松崎:新しい取り組みとはいえ、これまでの経験で作り上げてきたものがあってこそ生まれる発想ですよね。いやぁ、感心しました!
対談を終えて
松崎:私は、良品計画の「商いを通して社会に貢献できることを目指す」という考え方が好きです。今日、ハビタットさんとお話して、ハビタットさんの自立する人を増やすスキームが素晴らしいと思いました。自分自身が自立することによって、商い(仕事)を通して、また、それ以外でもボランティアなどの形で社会に貢献できるのが理想だと考えているからです。仕事でも、ボランティアでも、いろいろな人と関わり、つながりによって成し遂げることには感動も覚えます。それを実現しているハビタットさんとのお話には共感できる点が満載でした。

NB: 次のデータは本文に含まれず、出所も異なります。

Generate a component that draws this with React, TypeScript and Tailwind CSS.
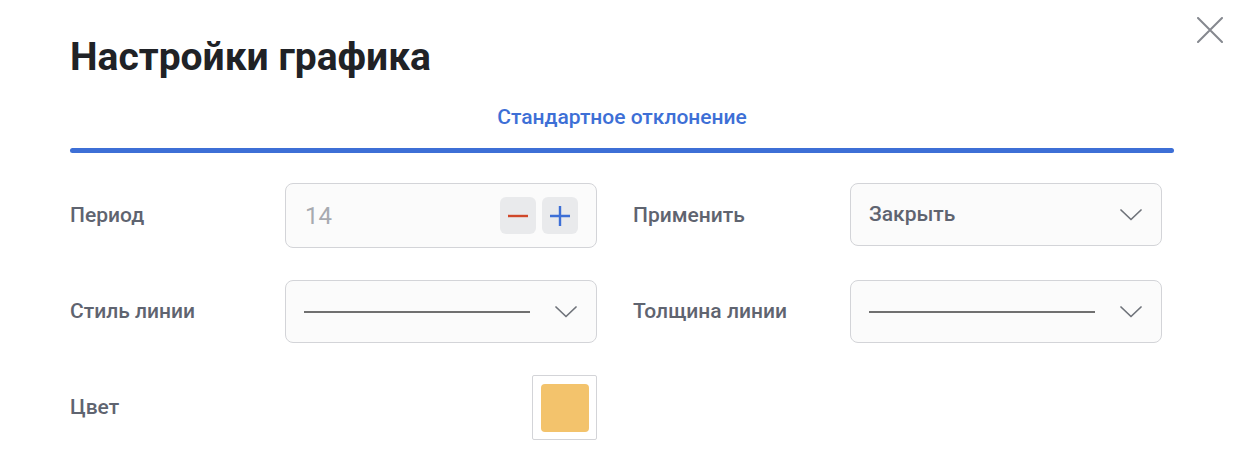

嵩:国際NGOの活動に興味があるので、今日の対談は楽しみにしていました。経済国に暮らす私たちは、国と国との格差が自分たちの経済活動を支えていることを、事実として認めなければならないと思っています。企業が事業を拡大するとき、自らの利益を上げることだけでなく、地球の裏側にある問題の解決策もまた、テーマとして織り込まなくてはいけないと思っています。少なくとも、自分はそうした意識のある企業で働きたいです。対談中にも触れましたが、これをご縁にハビタットさんのボランティア活動への参加を検討したいです。
※役職等は対談当時のものです
ハビタット・フォー・ヒューマニティ・ジャパンは、2012年11月26日から2013年2月24日の期間、
無印良品ネットストア「募金券」で募金を実施し、
324人の方から合計56,050円の寄付を集めることができました。
ご協力ありがとうございました。